展示スペース、海上自衛隊の歴史や掃海任務について、また潜水艦における生活などを展示により知ることが出来ます。写真は掃海艇のスペース、ここではOBの方が解説をしてくれまして、なんと元自衛艦隊司令官も解説ボランティアとして分かりやすく解説してくれます。
潜水艦あきしお艦内。開館直後は余りにも多い来場者で、潜水艦内は狭い事もあり写真撮影は禁止だったのですが、現在は写真を撮る事が出来ます。潜望鏡を覗いてみたり、操舵装置に座ったり、気分は眼下の敵シュトルベック艦長か、はたまたレットオクトーバーのラミウス艦長か、はたまたイ57の河本艦長か、いや轟天の神宮司大佐か、一作を除きどれも古い作品なのは気のせいだ。
そんなこんなで、一日中呉を満喫して呉線で帰路につきました。練習艦隊出航→アレイからすこじま→呉基地一般公開→護衛艦さみだれ一般公開→呉湾観光遊覧船→呉地方総監部第一庁舎一般公開→呉史料館鉄のくじらミュージアム、一日でこれだけ回れたのですからね。
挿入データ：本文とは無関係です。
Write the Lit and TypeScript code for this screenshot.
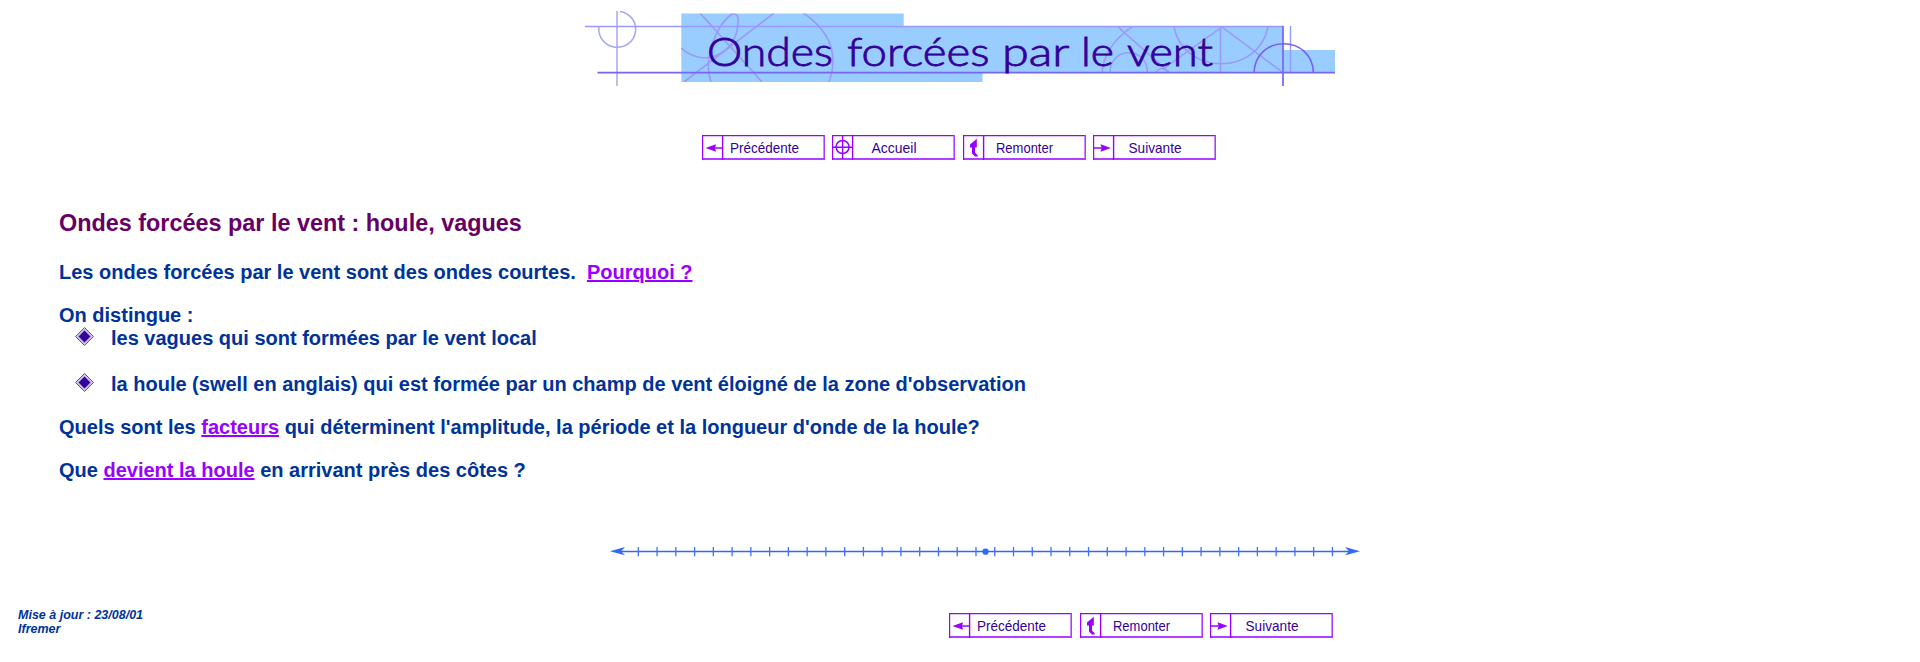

江田島基地も時間があれば行きたかったのですが、残念ながら一日でこれ以上は無理でした、また来よう、と思いつつ遠ざかる呉基地の艦艇を眺めていました。当日呉基地で御世話になりました皆様、ありがとうございました。呉基地のほか、舞鶴基地も週末桟橋一般公開が再開されたとのこと、皆様も興味のある方は足を運ばれてみてはいかがでしょうか。
広島駅からは新幹線ひかりレールスター号、出来れば九州新幹線みずほ号か、さくら号、に乗りたかったのですが指定席の人気は凄い、そういうことで、ひかりレールスター号指定席がとれましたので、九州新幹線指定席と同じく2×2の快適な座席、こちらで山陽新幹線を帰途につきました。次回こそ江田島へ、次回こそ九州新幹線で、行きたいですね。